N’est-il pas paradoxal pourtant que L’Empire des signes, à la recherche d’un fascinant paradis de l’écriture, cherche à échapper à notre triste sémiocratie occidentale de manière caricaturalement binaire, opposant sans cesse un « chez nous », plein, agressif, qui donne la nausée, à un « là-bas », vide, érotique, immensément désirable ? Pourquoi le Barthes des Mythologies, critique à l’égard des regards colonialistes, le Barthes épris d’éthique, flatte-t-il ici sans réticence certains stéréotypes éculés sur l’empire du soleil levant ?

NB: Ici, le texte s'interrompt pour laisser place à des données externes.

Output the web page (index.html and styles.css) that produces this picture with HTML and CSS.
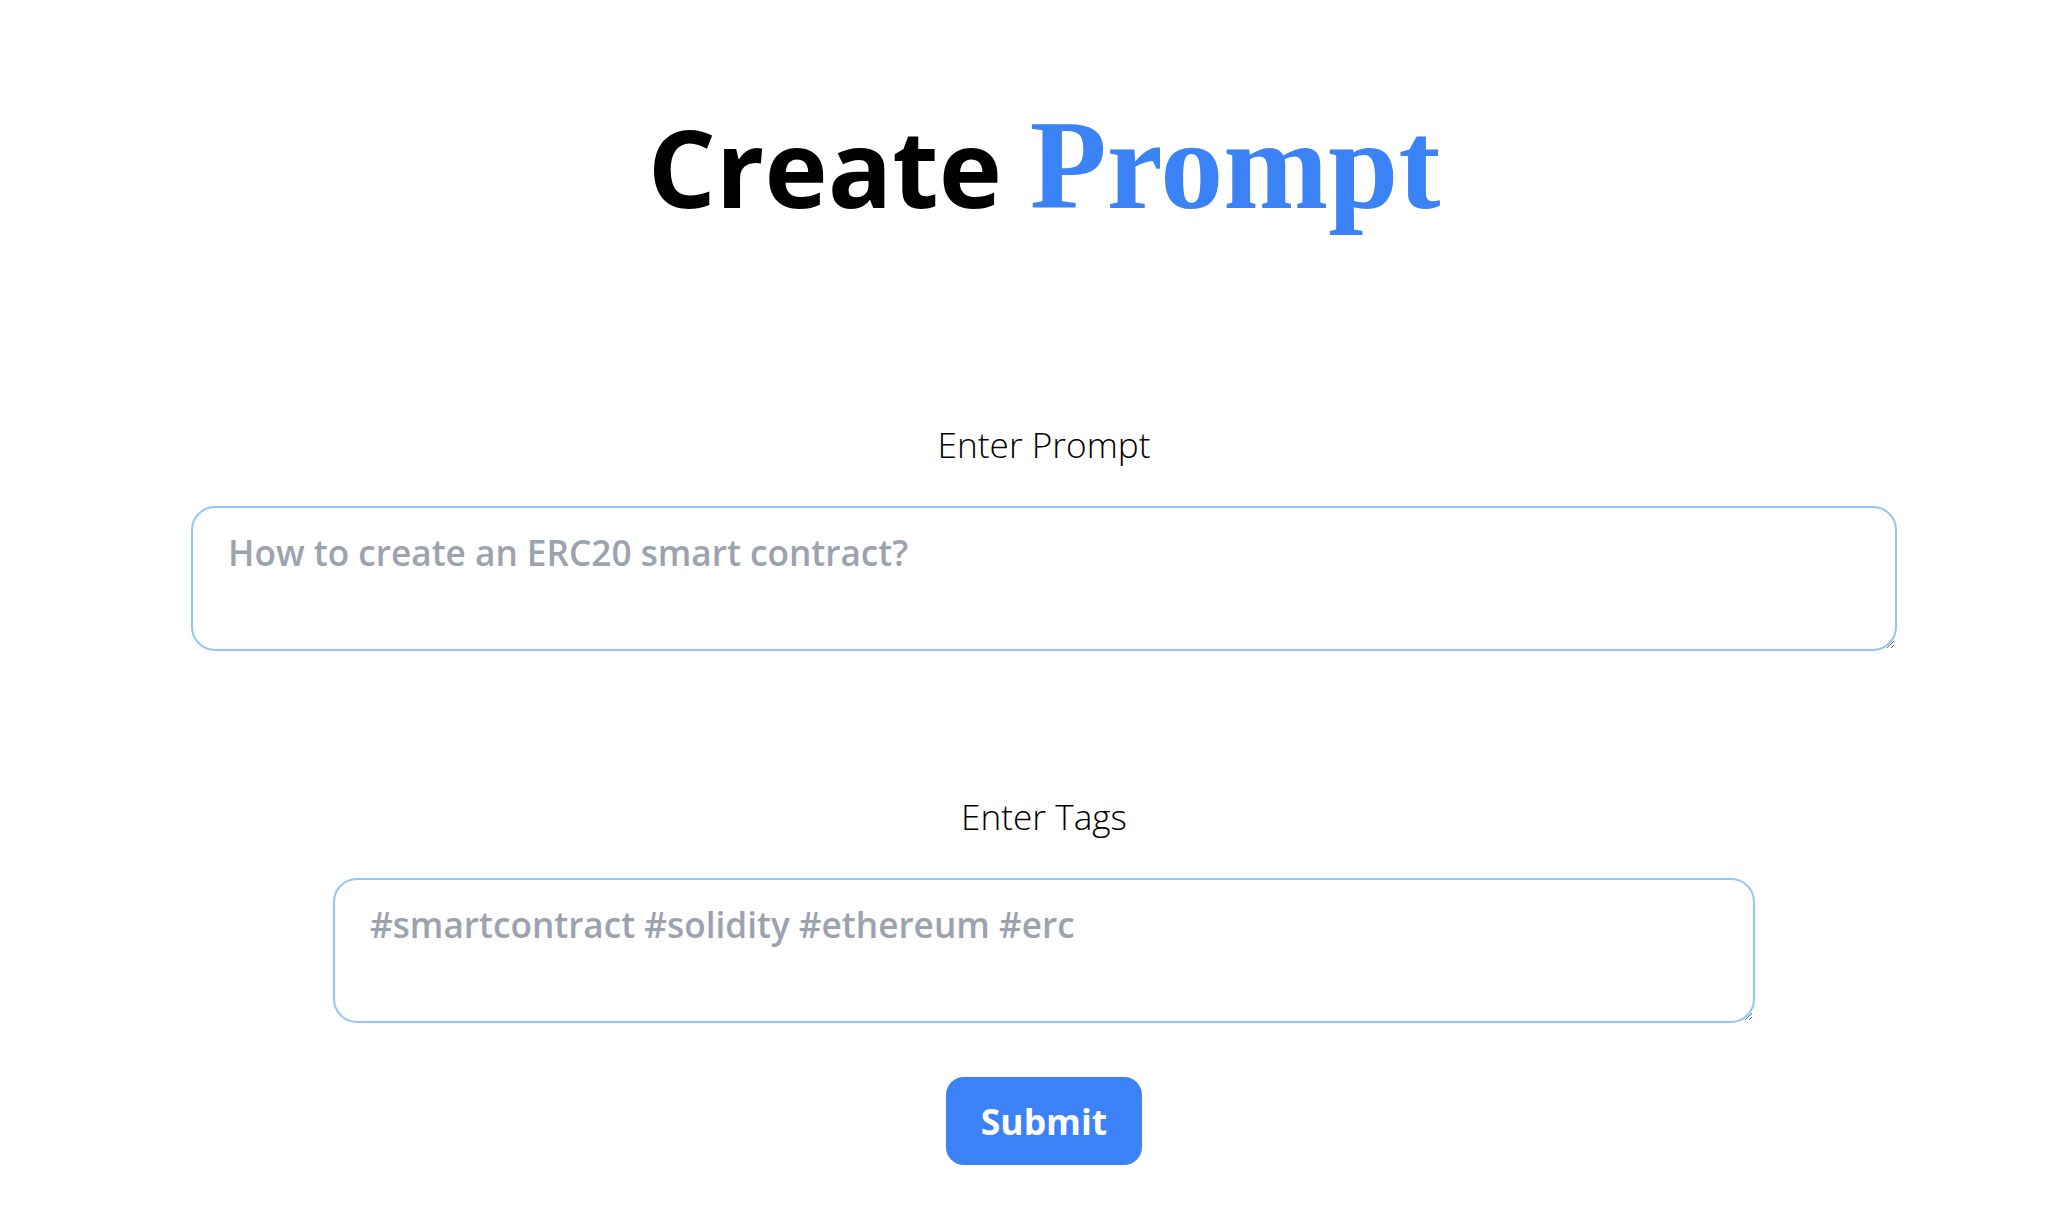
FILE: index.html
```html
<!DOCTYPE html>
<html lang="en">
<head>
<meta charset="utf-8">
<title>Create Prompt</title>
<link rel="stylesheet" href="styles.css">
</head>
<body>
<main class="page">
  <h1 class="title">Create <span class="accent">Prompt</span></h1>
  <form class="form">
    <label class="label" for="prompt">Enter Prompt</label>
    <textarea id="prompt" class="field field-wide" placeholder="How to create an ERC20 smart contract?"></textarea>
    <label class="label label-tags" for="tags">Enter Tags</label>
    <textarea id="tags" class="field field-narrow" placeholder="#smartcontract #solidity #ethereum #erc"></textarea>
    <button type="button" class="submit">Submit</button>
  </form>
</main>
</body>
</html>
```
FILE: styles.css
```css
html, body {
  margin: 0;
  padding: 0;
  background: #ffffff;
}

.page {
  font-family: "Open Sans", "Noto Sans", sans-serif;
  display: flex;
  flex-direction: column;
  align-items: center;
  padding: 103px 0 60px 23px;
  color: #000;
}

.title {
  margin: 0;
  font-size: 107px;
  font-weight: 700;
  line-height: 1;
  white-space: nowrap;
}

.accent {
  font-family: "Liberation Serif", "Times New Roman", serif;
  font-size: 126px;
  font-weight: 700;
  color: #3b82f6;
}

.form {
  display: flex;
  flex-direction: column;
  align-items: center;
  margin-top: 190px;
  width: 1706px;
}

.label {
  font-size: 35.2px;
  font-weight: 300;
  line-height: 51px;
  color: #000;
}

.label-tags {
  margin-top: 140px;
}

.field {
  box-sizing: border-box;
  margin-top: 36px;
  height: 145px;
  border: 2px solid #93c5fd;
  border-radius: 24px;
  padding: 18px 35px 16px;
  font-family: "Open Sans", "Noto Sans", sans-serif;
  font-size: 35.2px;
  font-weight: 600;
  line-height: 1.5;
  color: #374151;
  background: #fff;
  outline: none;
}

.field::placeholder {
  color: #9ca3af;
  opacity: 1;
}

.field-wide {
  width: 1706px;
}

.field-narrow {
  width: 1422px;
}

.submit {
  margin-top: 54px;
  box-sizing: border-box;
  width: 196px;
  height: 88px;
  border: none;
  border-radius: 18px;
  background: #3b82f6;
  color: #fff;
  font-family: "Open Sans", "Noto Sans", sans-serif;
  font-size: 35.5px;
  font-weight: 700;
  cursor: pointer;
}
```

Ce séminaire, organisé par une équipe de spécialistes du Japon, a pour vocation d’ouvrir le dialogue avec les spécialistes d’autres disciplines, à commencer par ceux de l’exotisme et des études barthésiennes. Il se propose de privilégier trois axes : historique, critique et constructif.

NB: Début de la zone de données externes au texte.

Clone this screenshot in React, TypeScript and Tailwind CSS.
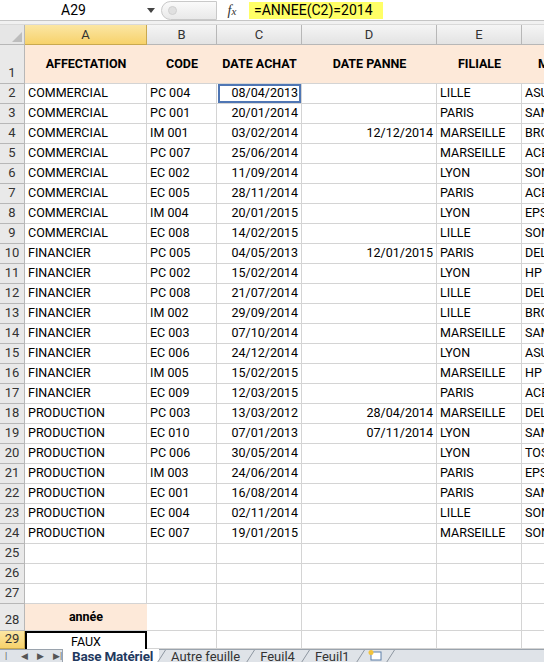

L’Empire des signes est le livre d’une époque, celle des années 1960, d’un état particulier de la France, du Japon, des relations internationales, alors que le monde, à peine sorti de l’après-guerre, finit de se décoloniser. Au cœur de la fièvre intellectuelle française de l’époque, il hérite du japonisme d’avant-guerre, malgré les apparences qu’il se donne, et catalyse des inflexions nouvelles, souvent venues d’Allemagne ou du monde anglo-saxon.

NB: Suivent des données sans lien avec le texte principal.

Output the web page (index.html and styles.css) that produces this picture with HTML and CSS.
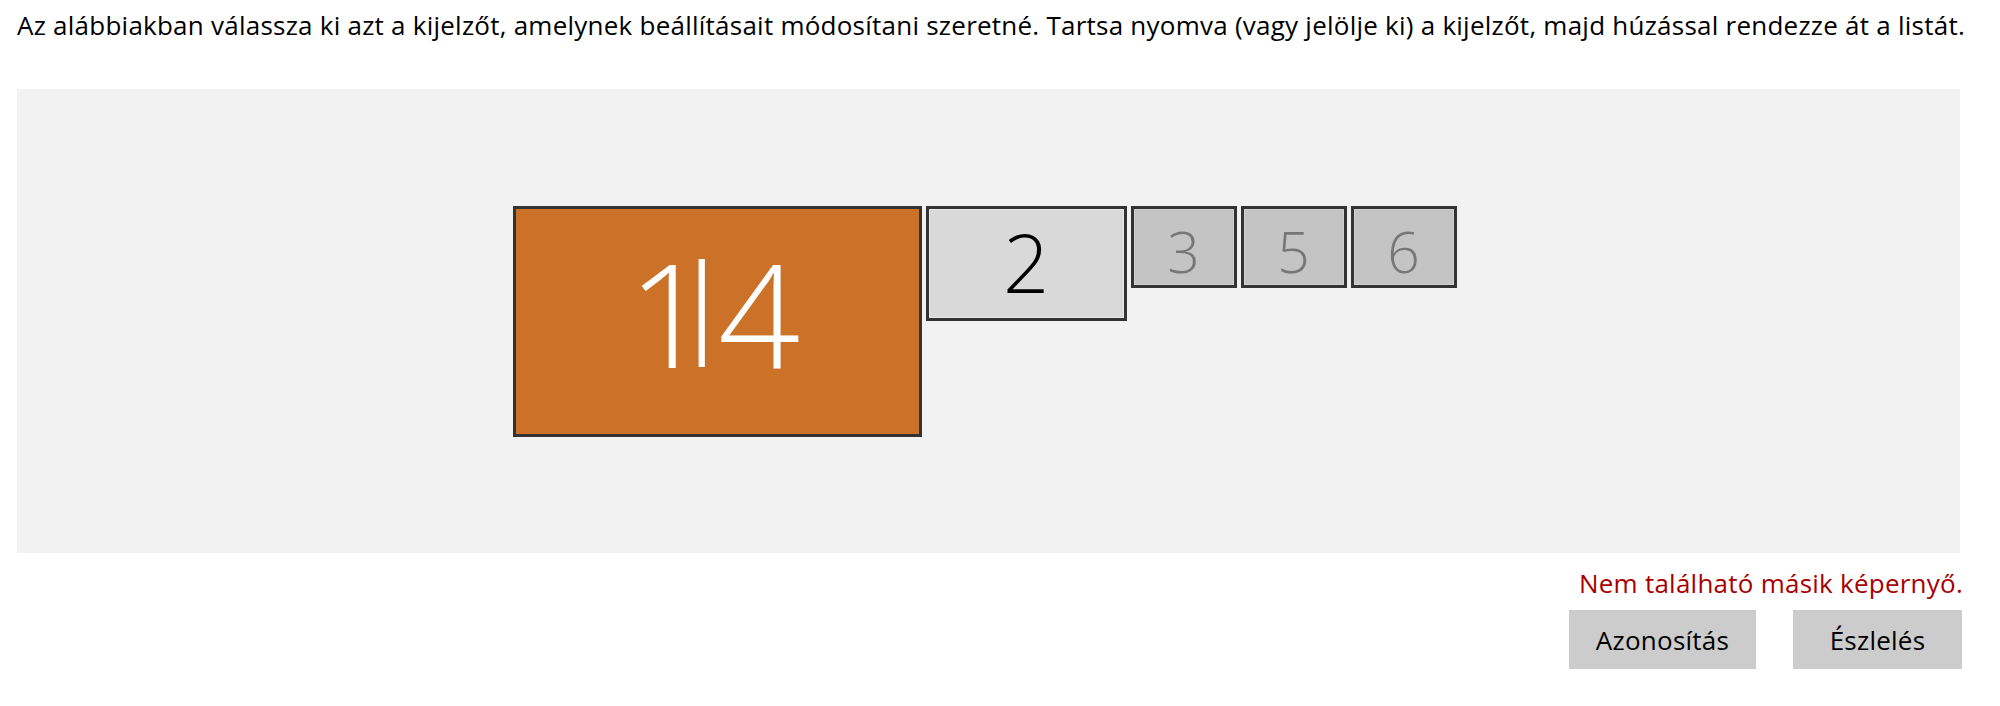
FILE: index.html
```html
<!DOCTYPE html>
<html lang="hu">
<head>
<meta charset="utf-8">
<title>Kijelzők</title>
<link rel="stylesheet" href="styles.css">
</head>
<body>
<div class="page">
  <p class="intro">Az alábbiakban válassza ki azt a kijelzőt, amelynek beállításait módosítani szeretné. Tartsa nyomva (vagy jelölje ki) a kijelzőt, majd húzással rendezze át a listát.</p>
  <div class="canvas">
    <div class="monitors">
      <div class="mon mon-main"><span class="d1">1</span><span class="bar">|</span><span class="d4">4</span></div>
      <div class="mon mon-second">2</div>
      <div class="mon mon-small">3</div>
      <div class="mon mon-small">5</div>
      <div class="mon mon-small">6</div>
    </div>
  </div>
  <p class="status">Nem található másik képernyő.</p>
  <div class="actions">
    <button class="btn btn-identify">Azonosítás</button>
    <button class="btn btn-detect">Észlelés</button>
  </div>
</div>
</body>
</html>
```

FILE: styles.css
```css
html, body {
  margin: 0;
  background: #ffffff;
}
body {
  font-family: "Open Sans", "Noto Sans", sans-serif;
  color: #000;
}
.page {
  width: 1943px;
  padding: 0 40px 0 17px;
}
.intro {
  margin: 0;
  padding-top: 5px;
  font-size: 26px;
  line-height: 40px;
  letter-spacing: 0.24px;
  white-space: nowrap;
}
.canvas {
  margin-top: 44px;
  height: 464px;
  background: #f2f2f2;
  display: flex;
  align-items: center;
  justify-content: center;
  padding-right: 8px;
  box-sizing: border-box;
}
.monitors {
  display: flex;
  align-items: flex-start;
  gap: 4px;
}
.mon {
  box-sizing: border-box;
  border: 3px solid #333333;
  display: flex;
  align-items: center;
  justify-content: center;
  font-weight: 300;
  line-height: 1;
}
.mon-main {
  width: 409px;
  height: 231px;
  background: #cc7128;
  color: #ffffff;
  font-size: 144px;
  padding-bottom: 18px;
  padding-right: 6px;
}
.d1 { letter-spacing: -47px; }
.bar {
  display: inline-block;
  transform: scaleY(0.74);
  transform-origin: 50% 16%;
  letter-spacing: -23px;
}
.mon-second {
  width: 201px;
  height: 115px;
  background: #d9d9d9;
  color: #000;
  font-size: 81px;
  padding-bottom: 4px;
  box-shadow: inset 0 0 0 1px #e8e8e8;
}
.mon-small {
  width: 106px;
  height: 82px;
  background: #c4c4c4;
  color: #777777;
  font-size: 57px;
  padding-top: 9px;
  box-shadow: inset 0 0 0 1px #d0d0d0;
}
.status {
  margin: 0;
  padding-top: 10px;
  text-align: right;
  font-size: 26px;
  line-height: 40px;
  color: #a80000;
  margin-right: -3px;
  letter-spacing: 0.24px;
}
.actions {
  display: flex;
  justify-content: flex-end;
  gap: 37px;
  margin-top: 7px;
  margin-right: -2px;
}
.btn {
  height: 59px;
  border: none;
  background: #cccccc;
  font-family: "Open Sans", "Noto Sans", sans-serif;
  font-size: 26px;
  color: #000;
  padding: 0;
  letter-spacing: 0.24px;
}
.btn-identify { width: 187px; }
.btn-detect { width: 169px; }
```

L’Empire des signes ne prétend « en rien représenter ou analyser la moindre réalité », mais « prélever quelque part dans le monde un certain nombre de traits ». Que penser de ces fragments ainsi saisis ? De leur fiabilité ? De leur consistance ? De la manière de les présenter ? Comment Barthes y a-t-il eu accès ? Et quelles sont ces images auxquelles le livre donne un rôle si important ?
Ne peut-on enfin revisiter les « traits » ici retenus, pour leur redonner d’autres dimensions, moins univoques, qu’il s’agisse de la langue, du théâtre, du haiku, du Zen, de l’espace, de la cuisine, de la violence, des corps ? Ne peut-on espérer produire ainsi des éléments de nippologie, des fragments d’un discours japonologique, enfin sensibles aux conflits d’interprétations qui se jouent aussi là-bas ? Autrement dit quitter l’empire des signes pour réinsérer ce pays bien réel dans des chaînes de sens ?
L’enjeu est simple, et considérable. Il s’agit de sortir du néo-japonisme lénifiant qui grève le rapport de la France au Japon et, au delà, à l’ensemble des altérités du monde.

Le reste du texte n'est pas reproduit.